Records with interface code
______________________________
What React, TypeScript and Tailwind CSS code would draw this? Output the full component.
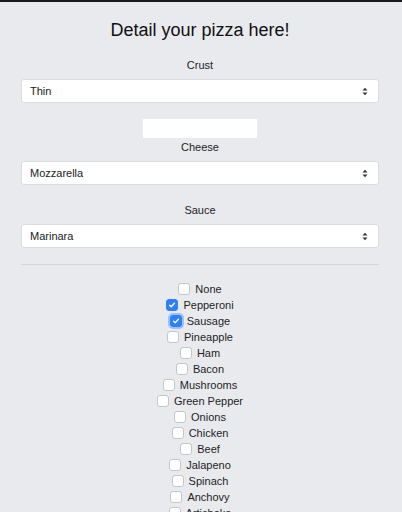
import React from 'react';

const toppings = [
  { name: 'None', checked: false },
  { name: 'Pepperoni', checked: true },
  { name: 'Sausage', checked: true, focused: true },
  { name: 'Pineapple', checked: false },
  { name: 'Ham', checked: false },
  { name: 'Bacon', checked: false },
  { name: 'Mushrooms', checked: false },
  { name: 'Green Pepper', checked: false },
  { name: 'Onions', checked: false },
  { name: 'Chicken', checked: false },
  { name: 'Beef', checked: false },
  { name: 'Jalapeno', checked: false },
  { name: 'Spinach', checked: false },
  { name: 'Anchovy', checked: false },
  { name: 'Artichoke', checked: false },
];

function SelectBox({ value }: { value: string }) {
  return (
    <div className="flex items-center justify-between h-[24px] bg-white border border-[#dadce0] rounded-[3px] pl-[8px] pr-[10px] text-[11px] text-[#222]">
      <span>{value}</span>
      <svg width="6" height="9" viewBox="0 0 6 9">
        <path d="M0.5 3.5 L3 0.8 L5.5 3.5 Z" fill="#333" />
        <path d="M0.5 5.5 L3 8.2 L5.5 5.5 Z" fill="#333" />
      </svg>
    </div>
  );
}

function Check({ checked, focused }: { checked: boolean; focused?: boolean }) {
  return (
    <span
      className={`flex items-center justify-center w-[12px] h-[12px] rounded-[3px] ${
        checked ? 'bg-[#2f7ff5] border border-[#2f7ff5]' : 'bg-white border border-[#c4c6ca]'
      } ${focused ? 'ring-[2px] ring-[#9cc2fb]' : ''}`}
    >
      {checked && (
        <svg width="8" height="8" viewBox="0 0 8 8">
          <path d="M1.6 4.2 L3.2 5.7 L6.4 2.3" stroke="white" strokeWidth="1.3" fill="none" strokeLinecap="round" strokeLinejoin="round" />
        </svg>
      )}
    </span>
  );
}

export default function App() {
  return (
    <div
      className="h-[512px] overflow-hidden bg-[#e9eaee] border-t-2 border-[#1a1a1a] text-[#1e1e1e]"
      style={{ fontFamily: '"Liberation Sans", Arial, sans-serif' }}
    >
      <div className="pl-[21px] pr-[23px]">
        <h1 className="text-center text-[18px] leading-[19px] pt-[19px] text-[#111]">Detail your pizza here!</h1>

        <div className="text-center text-[11px] leading-[14px] mt-[18px]">Crust</div>
        <div className="mt-[7px]">
          <SelectBox value="Thin" />
        </div>

        <div className="flex justify-center mt-[16px]">
          <div className="w-[114px] h-[19px] bg-white" />
        </div>

        <div className="text-center text-[11px] leading-[14px] mt-[2px]">Cheese</div>
        <div className="mt-[7px]">
          <SelectBox value="Mozzarella" />
        </div>

        <div className="text-center text-[11px] leading-[14px] mt-[18px]">Sauce</div>
        <div className="mt-[7px]">
          <SelectBox value="Marinara" />
        </div>

        <hr className="mt-[16px] border-[#d4d6da]" />

        <div className="flex flex-col items-center mt-[16px] text-[11px]">
          {toppings.map((t) => (
            <label key={t.name} className="flex items-center gap-[5px] h-[16px] leading-[16px]">
              <Check checked={t.checked} focused={t.focused} />
              <span>{t.name}</span>
            </label>
          ))}
        </div>
      </div>
    </div>
  );
}
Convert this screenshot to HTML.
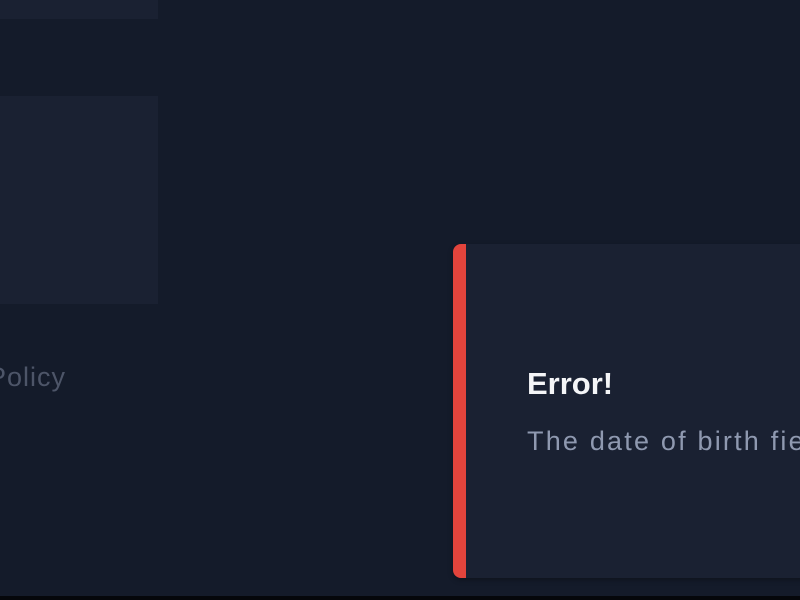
<!DOCTYPE html>
<html><head><style>
html,body{margin:0;padding:0;width:800px;height:600px;overflow:hidden;background:#141b2a;font-family:"Liberation Sans",sans-serif;position:relative}
.p1{position:absolute;left:0;top:0;width:158px;height:19px;background:#1a2132}
.p2{position:absolute;left:0;top:96px;width:158px;height:208px;background:#1a2132}
.pol{position:absolute;left:-12px;top:362px;font-size:27px;color:#4d5568;letter-spacing:1px}
.card{position:absolute;left:453px;top:244px;width:360px;height:334px;background:#1a2132;border-radius:8px;overflow:hidden;box-shadow:0 2px 6px rgba(0,0,0,0.3)}
.bar{position:absolute;left:0;top:0;width:13px;height:100%;background:#e3443c}
.t{position:absolute;left:74px;top:122px;font-size:31px;font-weight:bold;color:#f4f5f7}
.b{position:absolute;left:74px;top:182px;font-size:27px;color:#8f99b0;letter-spacing:2.2px;white-space:nowrap}
.bot{position:absolute;left:0;top:596px;width:800px;height:4px;background:#05070b}
</style></head><body>
<div class="p1"></div><div class="p2"></div>
<div class="pol">Policy</div>
<div class="card"><div class="bar"></div><div class="t">Error!</div><div class="b">The date of birth field</div></div>
<div class="bot"></div>
</body></html>
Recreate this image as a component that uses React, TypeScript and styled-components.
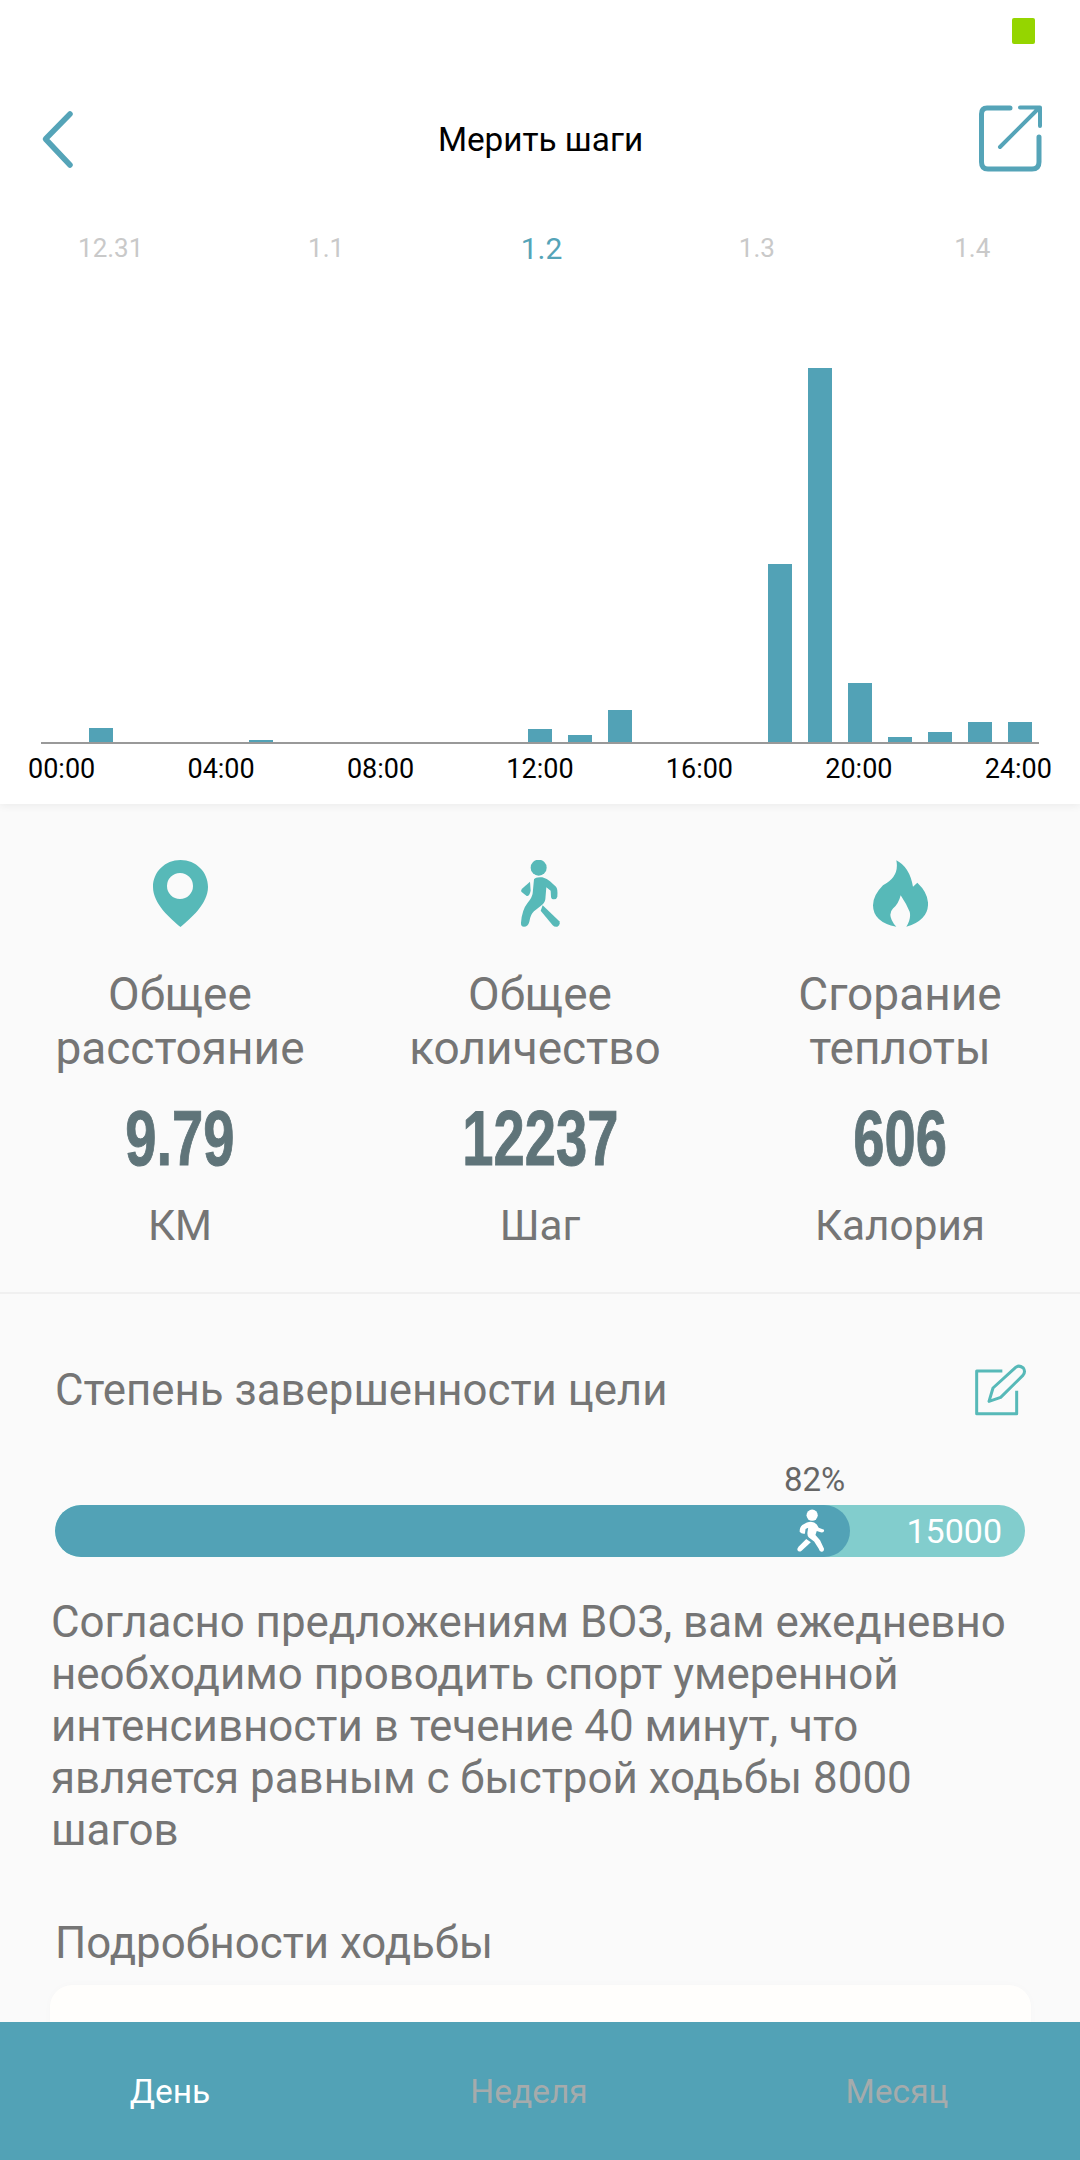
import React from "react";
import styled, { createGlobalStyle } from "styled-components";

const Global = createGlobalStyle`
  html, body { margin: 0; padding: 0; background: #fafafa; }
  * { box-sizing: border-box; }
`;

const Page = styled.div`
  width: 1080px;
  height: 2160px;
  display: flex;
  flex-direction: column;
  overflow: hidden;
  background: #fafafa;
  font-family: Roboto, "Liberation Sans", sans-serif;
`;
const Content = styled.div`
  flex: 1;
  min-height: 0;
  overflow: hidden;
`;
const TopPanel = styled.section`
  height: 804px;
  background: #fff;
  box-shadow: 0 2px 8px rgba(0, 0, 0, 0.06);
  position: relative;
`;
const StatusBar = styled.div`
  height: 64px;
  display: flex;
  justify-content: flex-end;
  padding: 18px 45px 0 0;
`;
const Battery = styled.div`
  width: 23px;
  height: 26px;
  background: #95d500;
  border-radius: 2px;
`;
const NavBar = styled.header`
  height: 152px;
  display: grid;
  grid-template-columns: 1fr auto 1fr;
  align-items: center;
  padding: 0 37px 0 41px;
`;
const Title = styled.h1`
  margin: 0 3px 2px 0;
  font-size: 33.3px;
  font-weight: 400;
  color: #000;
`;
const NavEnd = styled.div`
  justify-self: end;
  display: flex;
  margin-bottom: 4px;
`;
const NavStart = styled.div`
  display: flex;
  margin-bottom: 2px;
`;
const DateRow = styled.div`
  height: 64px;
  display: grid;
  grid-template-columns: repeat(5, 1fr);
  align-items: center;
  padding-left: 3px;
`;
const DateItem = styled.div<{ $active?: boolean }>`
  text-align: center;
  font-size: ${(p) => (p.$active ? "30px" : "26px")};
  color: ${(p) => (p.$active ? "#55a4b8" : "#c9c9c9")};
`;
const Chart = styled.div`
  height: 464px;
  margin-left: 41px;
  width: 998px;
  display: flex;
  align-items: flex-end;
  border-bottom: 2px solid #999;
`;
const Slot = styled.div`
  width: 39.95px;
  flex: none;
  padding-left: 8px;
  display: flex;
  align-items: flex-end;
`;
const Bar = styled.div`
  width: 24px;
  background: #52a2b6;
`;
const TimeRow = styled.div`
  height: 50px;
  display: flex;
  justify-content: space-between;
  align-items: center;
  padding: 0 28px;
  font-size: 27px;
  color: #000;
`;
const Stats = styled.section`
  height: 490px;
  padding-top: 56px;
  display: grid;
  grid-template-columns: repeat(3, 1fr);
  border-bottom: 2px solid #f0f0f0;
`;
const Stat = styled.div`
  display: flex;
  flex-direction: column;
  align-items: center;
  text-align: center;
`;
const IconBox = styled.div`
  height: 67px;
  display: flex;
`;
const StatLabel = styled.div`
  margin-top: 40px;
  font-size: 46px;
  line-height: 54px;
  color: #757575;
`;
const StatLine = styled.span<{ $inset?: number }>`
  display: block;
  margin-right: ${(p) => p.$inset ?? 0}px;
`;
const StatValue = styled.div`
  margin-top: 21px;
  height: 84px;
  line-height: 84px;
  font-family: "Liberation Sans Narrow", "Liberation Sans", sans-serif;
  font-weight: 700;
  font-size: 78px;
  -webkit-text-stroke: 1px #5f7479;
  color: #5f7479;
  transform: scaleX(0.72);
`;
const StatUnit = styled.div`
  margin-top: 22px;
  font-size: 42.3px;
  line-height: 48px;
  color: #757575;
`;
const Goal = styled.section`
  padding: 70px 55px 0;
`;
const GoalHead = styled.div`
  display: flex;
  justify-content: space-between;
  align-items: center;
  height: 52px;
  margin-right: -2px;
`;
const SectionTitle = styled.h2`
  margin: 0;
  font-size: 43.8px;
  line-height: 52px;
  font-weight: 400;
  color: #757575;
`;
const Percent = styled.div`
  margin-top: 44px;
  height: 40px;
  line-height: 40px;
  padding-left: 729px;
  font-size: 33px;
  color: #666;
`;
const Track = styled.div`
  position: relative;
  height: 52px;
  margin-top: 5px;
  background: #82cdcd;
  border-radius: 27px;
  overflow: hidden;
  display: flex;
  justify-content: flex-end;
  align-items: center;
  padding-right: 23px;
  font-size: 34px;
  color: #fff;
`;
const TrackValue = styled.span`
  position: relative;
`;
const Fill = styled.div`
  position: absolute;
  left: 0;
  top: 0;
  bottom: 0;
  background: #52a2b6;
  border-radius: 27px;
  display: flex;
  justify-content: flex-end;
  align-items: center;
  padding-right: 25px;
`;
const Paragraph = styled.p`
  margin: 39px 0 0 -4px;
  width: 980px;
  font-size: 43.9px;
  line-height: 52px;
  color: #757575;
`;
const Details = styled(SectionTitle)`
  margin: 61px 0 0 0;
`;
const Card = styled.div`
  margin: 16px -6px 0 -5px;
  height: 200px;
  background: #fffefc;
  border-radius: 22px;
  box-shadow: 0 0 8px rgba(0, 0, 0, 0.02);
`;
const TabBar = styled.nav`
  flex: none;
  height: 138px;
  background: #52a2b6;
  display: grid;
  grid-template-columns: 340px 378px 358px;
  align-items: center;
`;
const Tab = styled.div<{ $active?: boolean }>`
  text-align: center;
  font-size: 33.5px;
  color: ${(p) => (p.$active ? "#fff" : "#a5abac")};
`;

const TEAL = "#57b9b8";
const BLUE = "#55a4b8";

const Back = () => (
  <svg width="36" height="60" viewBox="41 108 36 60" fill="none" stroke={BLUE} strokeWidth="5.5" strokeLinecap="round" strokeLinejoin="round">
    <path d="M70 113 L45.5 138 L70 164" />
  </svg>
);
const Share = () => (
  <svg width="66" height="68" viewBox="979 104 66 68" fill="none" stroke={BLUE} strokeWidth="5" strokeLinecap="round" strokeLinejoin="round">
    <path d="M1012 108 H989 Q983.500 108 983.500 114 V162 Q983.500 169 990 169 H1034 Q1041 169 1041 162 V137" />
    <path d="M1002 147 L1041 108 M1022 107.500 H1042 V126" strokeWidth="4" />
  </svg>
);
const Pin = () => (
  <svg width="55" height="67" viewBox="0 0 55 67">
    <path fill={TEAL} fillRule="evenodd" d="M27.500 0 C12 0 0 12 0 27 C0 44 18 59 27.500 67 C37 59 55 44 55 27 C55 12 43 0 27.500 0 Z M27 13 A13 13 0 1 0 27 39 A13 13 0 1 0 27 13 Z" />
  </svg>
);
const Walker = () => (
  <svg width="41" height="67" viewBox="118 60 123 201" fill={TEAL}>
    <circle cx="174" cy="83" r="24" />
    <path d="M160 118 Q165 110 185 112 Q200 116 208 124 L226 140 Q232 146 230 170 Q228 178 220 178 Q212 178 211 170 L210 152 L197 142 L194 178 Q192 190 180 198 L160 214 Q150 222 146 245 Q142 260 130 260 Q120 260 121 248 Q124 210 140 190 Q155 172 156 160 Z" />
    <path d="M148 125 L150 152 Q146 170 138 168 L122 155 Q120 150 124 146 Z" />
    <path d="M186 196 L236 244 Q240 254 230 260 Q222 262 216 256 L180 212 Z" />
  </svg>
);
const Flame = () => (
  <svg width="55" height="67" viewBox="95 60 165 200" fill={TEAL}>
    <path d="M165 60 Q205 80 215 140 L228 128 Q262 160 260 195 Q258 240 195 260 Q210 235 205 215 Q195 190 178 165 Q172 190 155 205 Q135 225 165 260 Q95 245 95 195 Q95 165 125 135 Q175 110 165 60 Z" />
  </svg>
);
const Edit = () => (
  <svg width="53" height="52" viewBox="820 60 159 156" fill="none" stroke={TEAL} strokeWidth="9" strokeLinejoin="round">
    <path d="M905 81 H828 V209 H948 V140" />
    <path d="M865 172 L877 132 L945 70 Q955 62 968 72 Q976 84 966 95 L900 160 Z" />
  </svg>
);
const BarWalker = () => (
  <svg width="28" height="44" viewBox="290 506 85 132" fill="#fff">
    <circle cx="336" cy="524" r="17" />
    <path d="M320 546 Q340 540 350 552 L356 562 L372 568 Q374 578 362 576 L350 572 L346 584 L360 600 L372 626 Q372 636 364 635 Q358 634 356 626 L342 604 L326 592 Q320 586 322 574 L324 562 L316 566 L314 580 Q304 582 298 574 Q298 560 306 554 Z" />
    <path d="M318 596 L332 606 L304 632 Q296 638 291 630 Q290 624 296 618 Z" />
  </svg>
);

const heights: Record<number, number> = {
  1: 14, 5: 2, 12: 13, 13: 7, 14: 32, 18: 178, 19: 374, 20: 59, 21: 5, 22: 10, 23: 20, 24: 20,
};
const slots = Array.from({ length: 25 }, (_, i) => heights[i] ?? 0);
const dates = ["12.31", "1.1", "1.2", "1.3", "1.4"];
const times = ["00:00", "04:00", "08:00", "12:00", "16:00", "20:00", "24:00"];

export default function App() {
  return (
    <Page>
      <Global />
      <Content>
        <TopPanel>
          <StatusBar><Battery /></StatusBar>
          <NavBar>
            <NavStart><Back /></NavStart>
            <Title>Мерить шаги</Title>
            <NavEnd><Share /></NavEnd>
          </NavBar>
          <DateRow>
            {dates.map((d) => (
              <DateItem key={d} $active={d === "1.2"}>{d}</DateItem>
            ))}
          </DateRow>
          <Chart>
            {slots.map((h, i) => (
              <Slot key={i}>
                <Bar style={{ height: h }} />
              </Slot>
            ))}
          </Chart>
          <TimeRow>
            {times.map((t) => (
              <span key={t}>{t}</span>
            ))}
          </TimeRow>
        </TopPanel>
        <Stats>
          <Stat>
            <IconBox><Pin /></IconBox>
            <StatLabel>
              <StatLine>Общее</StatLine>
              <StatLine>расстояние</StatLine>
            </StatLabel>
            <StatValue>9.79</StatValue>
            <StatUnit>КМ</StatUnit>
          </Stat>
          <Stat>
            <IconBox><Walker /></IconBox>
            <StatLabel>
              <StatLine>Общее</StatLine>
              <StatLine $inset={10}>количество</StatLine>
            </StatLabel>
            <StatValue>12237</StatValue>
            <StatUnit>Шаг</StatUnit>
          </Stat>
          <Stat>
            <IconBox><Flame /></IconBox>
            <StatLabel>
              <StatLine>Сгорание</StatLine>
              <StatLine>теплоты</StatLine>
            </StatLabel>
            <StatValue>606</StatValue>
            <StatUnit>Калория</StatUnit>
          </Stat>
        </Stats>
        <Goal>
          <GoalHead>
            <SectionTitle>Степень завершенности цели</SectionTitle>
            <Edit />
          </GoalHead>
          <Percent>82%</Percent>
          <Track>
            <Fill style={{ width: `${(795 / 970) * 100}%` }}><BarWalker /></Fill>
            <TrackValue>15000</TrackValue>
          </Track>
          <Paragraph>
            Согласно предложениям ВОЗ, вам ежедневно необходимо проводить спорт умеренной интенсивности в течение 40 минут, что является равным с быстрой ходьбы 8000 шагов
          </Paragraph>
          <Details>Подробности ходьбы</Details>
          <Card />
        </Goal>
      </Content>
      <TabBar>
        <Tab $active>День</Tab>
        <Tab>Неделя</Tab>
        <Tab>Месяц</Tab>
      </TabBar>
    </Page>
  );
}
______________________________
Reproduce the data above word for word from its first line through the line that holds "import React from 'react';", both ends included; skip pictures.

● OUTPUT OF THE EXERCISE:
What React, TypeScript and Tailwind CSS code would draw this? Output the full component.
import React from 'react';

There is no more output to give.